◆ **Goal of the exercise**
How many lines in the listing below include the word "index"? Answer with the number and nothing else.

◆ **Recorded information**
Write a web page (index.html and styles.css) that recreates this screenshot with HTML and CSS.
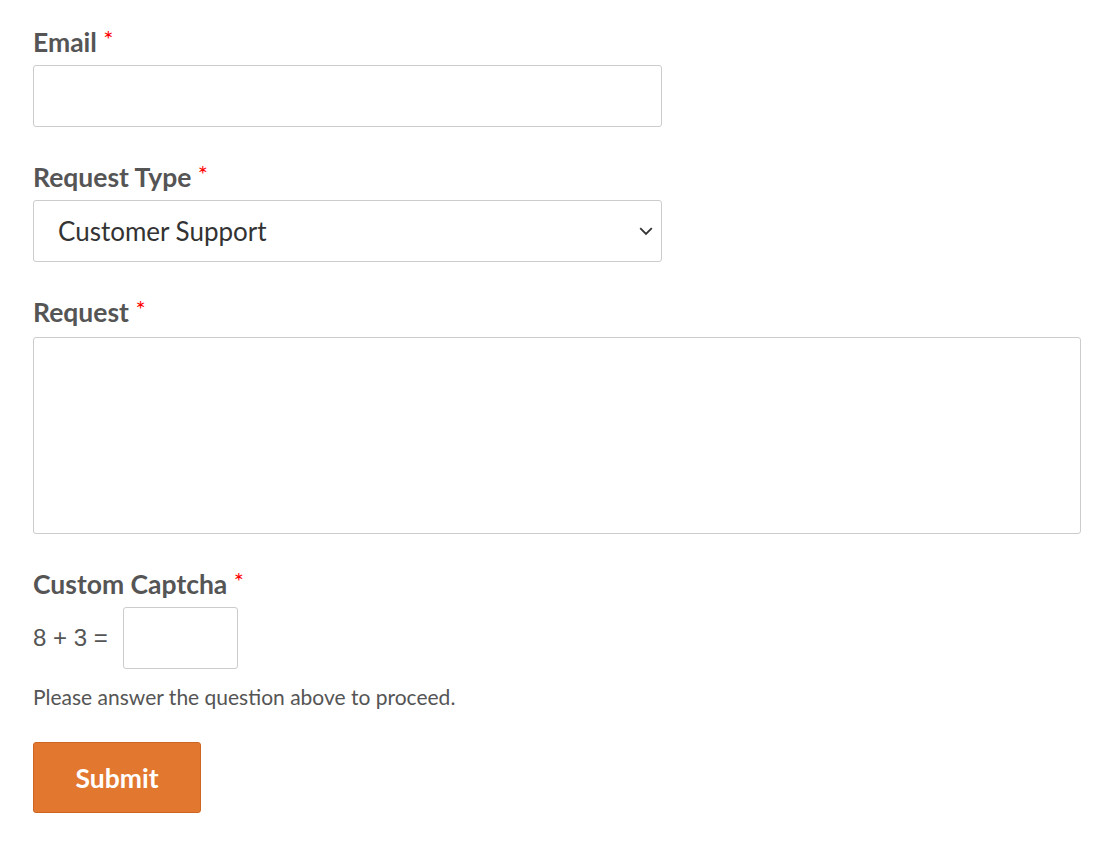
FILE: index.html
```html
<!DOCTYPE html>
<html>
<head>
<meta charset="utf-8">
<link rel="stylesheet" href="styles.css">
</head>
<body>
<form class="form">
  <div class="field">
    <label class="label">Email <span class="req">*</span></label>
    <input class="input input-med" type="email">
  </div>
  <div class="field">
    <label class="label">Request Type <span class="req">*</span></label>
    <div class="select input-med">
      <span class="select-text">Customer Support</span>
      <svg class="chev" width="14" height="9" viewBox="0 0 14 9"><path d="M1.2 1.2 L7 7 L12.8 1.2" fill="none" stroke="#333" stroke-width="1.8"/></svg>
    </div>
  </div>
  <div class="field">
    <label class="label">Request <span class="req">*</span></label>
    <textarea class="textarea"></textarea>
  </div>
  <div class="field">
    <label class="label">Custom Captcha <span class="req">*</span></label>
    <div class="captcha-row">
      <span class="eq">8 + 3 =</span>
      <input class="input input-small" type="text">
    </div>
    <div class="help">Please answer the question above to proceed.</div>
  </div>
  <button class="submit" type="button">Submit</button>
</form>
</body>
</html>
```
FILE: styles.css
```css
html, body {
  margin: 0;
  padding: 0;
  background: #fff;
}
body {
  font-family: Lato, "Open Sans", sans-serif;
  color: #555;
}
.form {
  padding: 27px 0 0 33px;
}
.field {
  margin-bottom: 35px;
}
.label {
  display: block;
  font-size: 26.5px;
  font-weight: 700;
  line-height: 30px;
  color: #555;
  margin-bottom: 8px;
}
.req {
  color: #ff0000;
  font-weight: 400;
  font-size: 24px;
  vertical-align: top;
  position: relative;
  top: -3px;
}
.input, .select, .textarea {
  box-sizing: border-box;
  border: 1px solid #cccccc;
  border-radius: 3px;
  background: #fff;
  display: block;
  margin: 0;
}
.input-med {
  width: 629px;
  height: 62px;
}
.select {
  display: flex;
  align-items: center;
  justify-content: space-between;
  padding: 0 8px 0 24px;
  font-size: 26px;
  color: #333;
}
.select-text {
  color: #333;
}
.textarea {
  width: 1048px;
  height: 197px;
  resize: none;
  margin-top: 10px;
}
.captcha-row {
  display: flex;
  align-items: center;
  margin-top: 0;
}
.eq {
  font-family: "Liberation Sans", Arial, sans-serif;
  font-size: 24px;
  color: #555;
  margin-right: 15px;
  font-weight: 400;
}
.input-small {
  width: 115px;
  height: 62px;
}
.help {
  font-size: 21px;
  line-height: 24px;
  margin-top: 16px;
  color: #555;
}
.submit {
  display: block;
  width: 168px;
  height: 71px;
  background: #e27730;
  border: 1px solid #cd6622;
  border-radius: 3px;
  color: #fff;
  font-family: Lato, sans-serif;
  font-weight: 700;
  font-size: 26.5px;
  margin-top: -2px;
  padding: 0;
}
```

* * *

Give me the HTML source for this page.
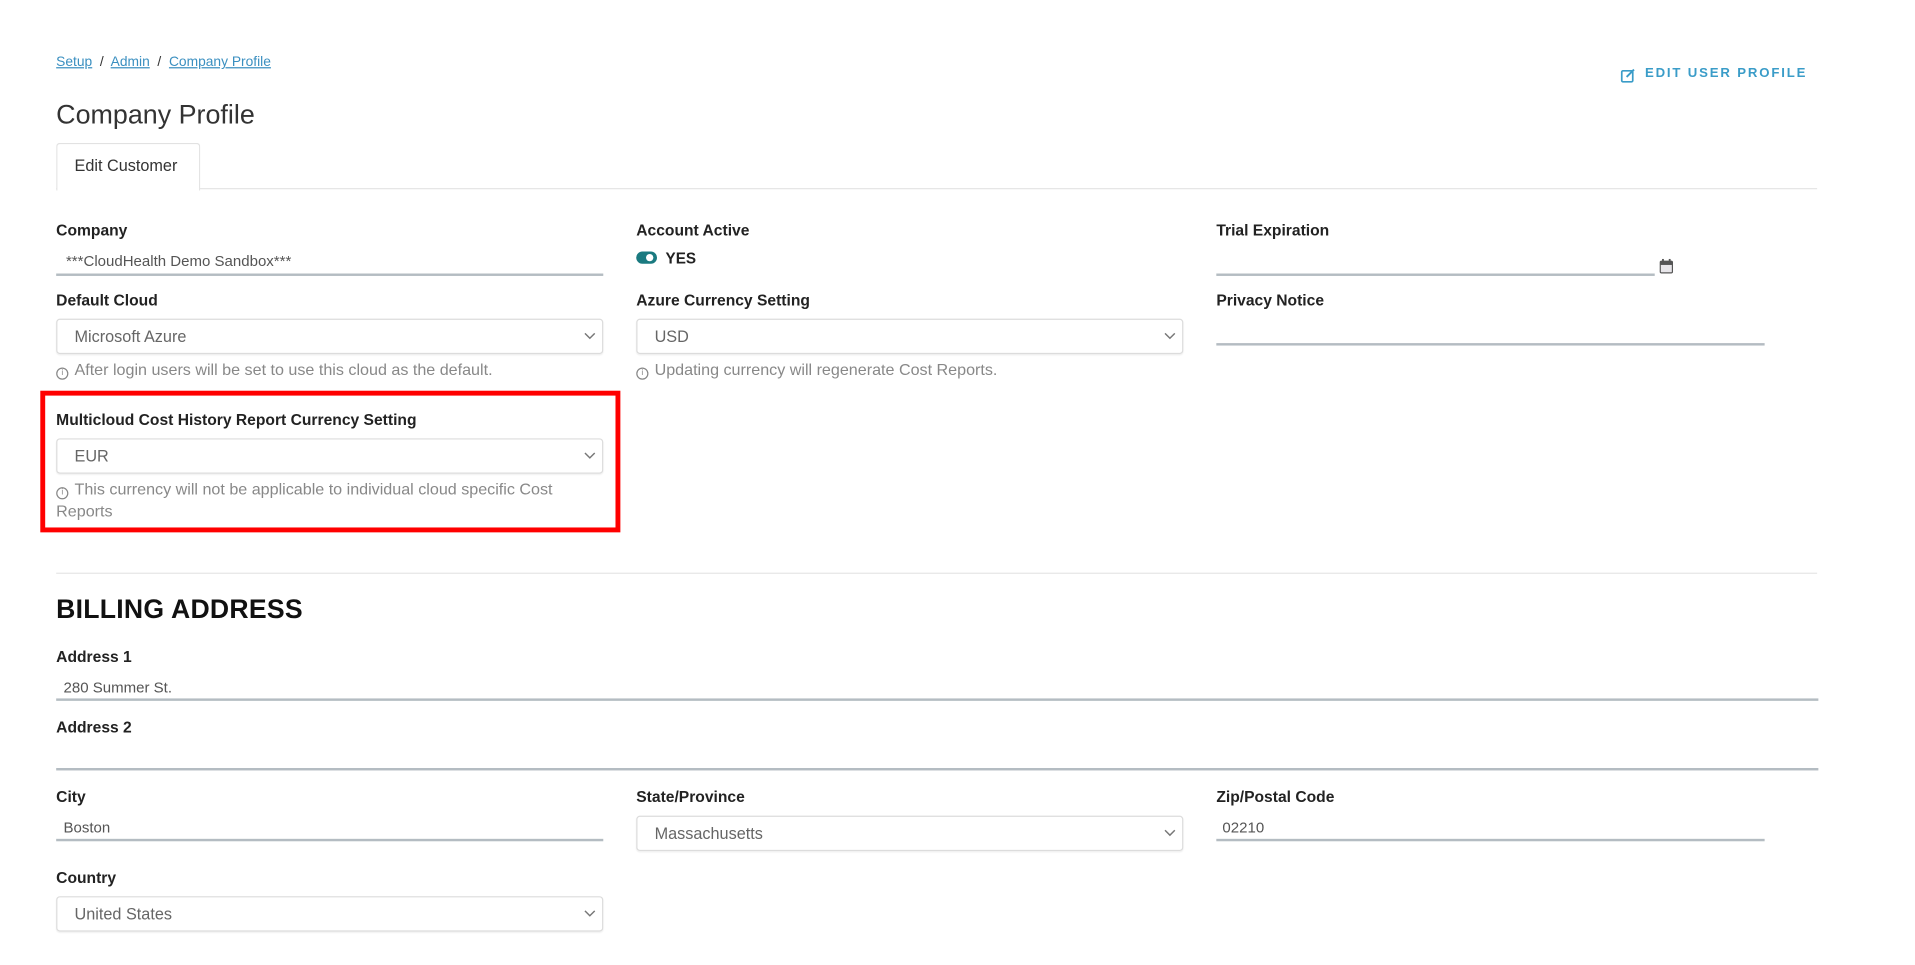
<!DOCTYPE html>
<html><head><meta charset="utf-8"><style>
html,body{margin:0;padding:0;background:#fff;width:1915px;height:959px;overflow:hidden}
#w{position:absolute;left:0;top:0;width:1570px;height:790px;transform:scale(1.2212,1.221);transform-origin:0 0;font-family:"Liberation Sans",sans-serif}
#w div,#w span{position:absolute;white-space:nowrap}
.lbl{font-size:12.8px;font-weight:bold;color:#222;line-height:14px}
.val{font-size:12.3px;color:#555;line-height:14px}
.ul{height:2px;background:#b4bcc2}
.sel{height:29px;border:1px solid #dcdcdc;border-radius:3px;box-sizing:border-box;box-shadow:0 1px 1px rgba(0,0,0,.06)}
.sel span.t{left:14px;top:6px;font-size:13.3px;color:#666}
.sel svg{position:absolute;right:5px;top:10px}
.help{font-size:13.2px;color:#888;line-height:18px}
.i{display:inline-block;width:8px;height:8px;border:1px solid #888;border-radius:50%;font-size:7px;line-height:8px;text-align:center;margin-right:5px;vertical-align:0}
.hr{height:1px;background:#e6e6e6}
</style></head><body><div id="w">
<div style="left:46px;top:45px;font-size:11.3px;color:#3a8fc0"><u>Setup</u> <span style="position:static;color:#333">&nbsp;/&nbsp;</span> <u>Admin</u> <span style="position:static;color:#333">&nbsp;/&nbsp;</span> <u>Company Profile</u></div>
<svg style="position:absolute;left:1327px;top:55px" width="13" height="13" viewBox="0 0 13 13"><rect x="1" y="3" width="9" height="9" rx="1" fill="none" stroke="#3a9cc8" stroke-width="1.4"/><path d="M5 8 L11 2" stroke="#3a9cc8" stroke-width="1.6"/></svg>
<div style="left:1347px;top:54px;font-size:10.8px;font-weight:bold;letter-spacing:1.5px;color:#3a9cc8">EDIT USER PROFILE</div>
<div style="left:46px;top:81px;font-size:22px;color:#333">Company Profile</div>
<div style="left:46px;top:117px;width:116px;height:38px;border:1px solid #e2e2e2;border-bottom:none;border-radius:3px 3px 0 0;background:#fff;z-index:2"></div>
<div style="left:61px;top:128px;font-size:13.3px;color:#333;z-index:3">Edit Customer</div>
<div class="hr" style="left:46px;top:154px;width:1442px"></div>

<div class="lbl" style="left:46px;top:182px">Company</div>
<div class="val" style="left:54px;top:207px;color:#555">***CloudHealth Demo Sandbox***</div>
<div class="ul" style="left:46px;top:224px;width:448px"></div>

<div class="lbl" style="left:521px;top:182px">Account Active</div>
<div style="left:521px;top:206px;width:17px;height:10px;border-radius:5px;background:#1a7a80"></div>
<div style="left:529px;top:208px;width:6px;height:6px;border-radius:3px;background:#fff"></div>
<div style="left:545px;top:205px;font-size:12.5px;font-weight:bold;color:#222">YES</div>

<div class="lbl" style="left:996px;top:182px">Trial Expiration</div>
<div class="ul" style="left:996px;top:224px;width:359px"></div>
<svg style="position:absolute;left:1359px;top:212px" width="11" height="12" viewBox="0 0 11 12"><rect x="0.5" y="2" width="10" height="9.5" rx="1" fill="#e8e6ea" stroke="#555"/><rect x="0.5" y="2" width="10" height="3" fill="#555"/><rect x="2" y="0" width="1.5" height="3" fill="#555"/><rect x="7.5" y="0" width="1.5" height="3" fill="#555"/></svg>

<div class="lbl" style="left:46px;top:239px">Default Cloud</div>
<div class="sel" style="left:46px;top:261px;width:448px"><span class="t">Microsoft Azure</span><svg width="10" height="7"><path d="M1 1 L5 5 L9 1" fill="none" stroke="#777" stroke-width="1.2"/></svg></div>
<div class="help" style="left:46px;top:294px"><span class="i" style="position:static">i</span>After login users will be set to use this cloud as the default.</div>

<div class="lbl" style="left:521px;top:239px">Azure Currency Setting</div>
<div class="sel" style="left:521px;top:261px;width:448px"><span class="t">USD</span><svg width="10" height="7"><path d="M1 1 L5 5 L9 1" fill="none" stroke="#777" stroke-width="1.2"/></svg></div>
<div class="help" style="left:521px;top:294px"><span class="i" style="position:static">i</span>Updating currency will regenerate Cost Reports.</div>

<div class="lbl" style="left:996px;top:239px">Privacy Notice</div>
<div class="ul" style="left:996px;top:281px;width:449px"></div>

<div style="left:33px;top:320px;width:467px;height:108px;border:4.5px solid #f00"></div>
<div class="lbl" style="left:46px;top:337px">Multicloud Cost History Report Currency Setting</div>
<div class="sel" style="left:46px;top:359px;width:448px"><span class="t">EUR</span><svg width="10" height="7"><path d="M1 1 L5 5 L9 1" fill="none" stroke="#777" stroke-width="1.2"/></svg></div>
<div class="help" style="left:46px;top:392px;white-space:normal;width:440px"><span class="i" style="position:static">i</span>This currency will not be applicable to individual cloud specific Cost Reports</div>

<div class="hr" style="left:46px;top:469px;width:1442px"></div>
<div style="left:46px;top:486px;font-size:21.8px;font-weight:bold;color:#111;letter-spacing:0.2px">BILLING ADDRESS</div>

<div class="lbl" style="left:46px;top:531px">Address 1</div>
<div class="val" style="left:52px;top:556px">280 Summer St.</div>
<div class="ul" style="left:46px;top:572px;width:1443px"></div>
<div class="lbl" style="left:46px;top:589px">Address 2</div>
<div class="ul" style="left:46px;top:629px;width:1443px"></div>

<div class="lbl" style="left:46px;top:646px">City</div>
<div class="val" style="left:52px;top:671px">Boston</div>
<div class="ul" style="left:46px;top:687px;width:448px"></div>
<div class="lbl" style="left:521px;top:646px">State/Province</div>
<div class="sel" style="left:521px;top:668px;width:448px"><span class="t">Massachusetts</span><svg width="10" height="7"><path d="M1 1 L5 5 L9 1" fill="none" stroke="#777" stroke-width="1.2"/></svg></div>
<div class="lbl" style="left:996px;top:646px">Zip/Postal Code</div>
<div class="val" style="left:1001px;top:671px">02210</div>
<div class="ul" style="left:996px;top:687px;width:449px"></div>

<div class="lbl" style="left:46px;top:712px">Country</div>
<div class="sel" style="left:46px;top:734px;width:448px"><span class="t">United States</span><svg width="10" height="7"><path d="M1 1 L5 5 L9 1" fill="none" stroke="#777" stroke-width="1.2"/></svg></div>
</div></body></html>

◆ **Output of the exercise**
4